Alongside filmmakers like Rainer Werner Fassbinder, Werner Herzog and Wim Wenders, Mr. von Praunheim was a leading figure within the New German Cinema movement, which used novel narrative techniques to examine West German society of the late 1960s, as the country was beginning to push against the social conservatism of its early postwar years.

He made his name with “It Is Not the Homosexual Who Is Perverse,” his first full-length feature. The film was noteworthy not only in its unblinking representation of gay life but also in its fierce criticism of how gay men in West Germany sought to conform with mainstream culture.

Many critics derided the film as didactic, and even homophobic, in its depiction of gay life as superficial.

But it had an immediate and enormous impact. Dozens of gay-rights groups in West Germany and elsewhere in Europe sprung up in response. Today, it is widely considered Germany’s “Stonewall moment” — a reference to the 1969 gay-rights uprising in New York — and one of the most important gay films ever made.

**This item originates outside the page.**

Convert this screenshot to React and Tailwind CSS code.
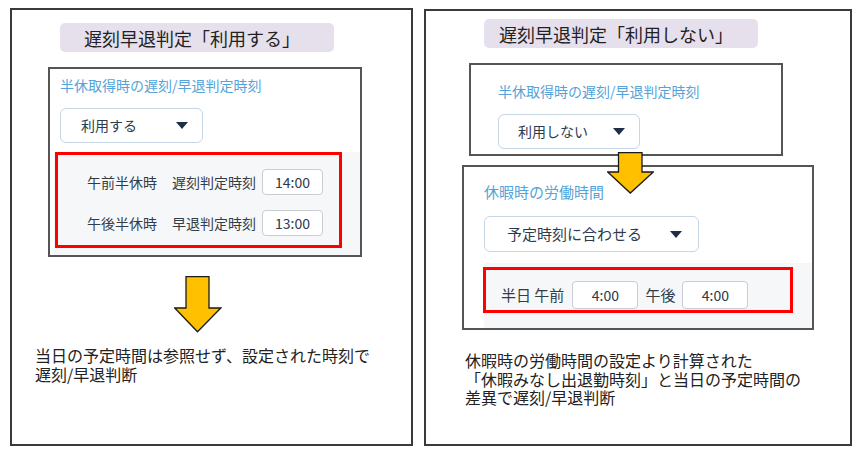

“I don’t think it would be an exaggeration to say that he is the most significant figure in the West German gay and lesbian movement,” Samuel Clowes Huneke, a professor of German history at George Mason University in Virginia, said in an interview. “His film really is the starting pistol for that movement.”

It was just the beginning of Mr. von Praunheim’s prolific career. In subsequent decades, he wrote, directed and produced some 150 shorts, documentaries and feature films, focusing on topics like women’s rights, the German counterculture and his own experiences as an artist and a gay man.

He made extensive trips to the United States, where he made several films, including “Survival in New York,” a 1989 documentary about three young German women trying to get by in Manhattan. It became his most commercially successful film.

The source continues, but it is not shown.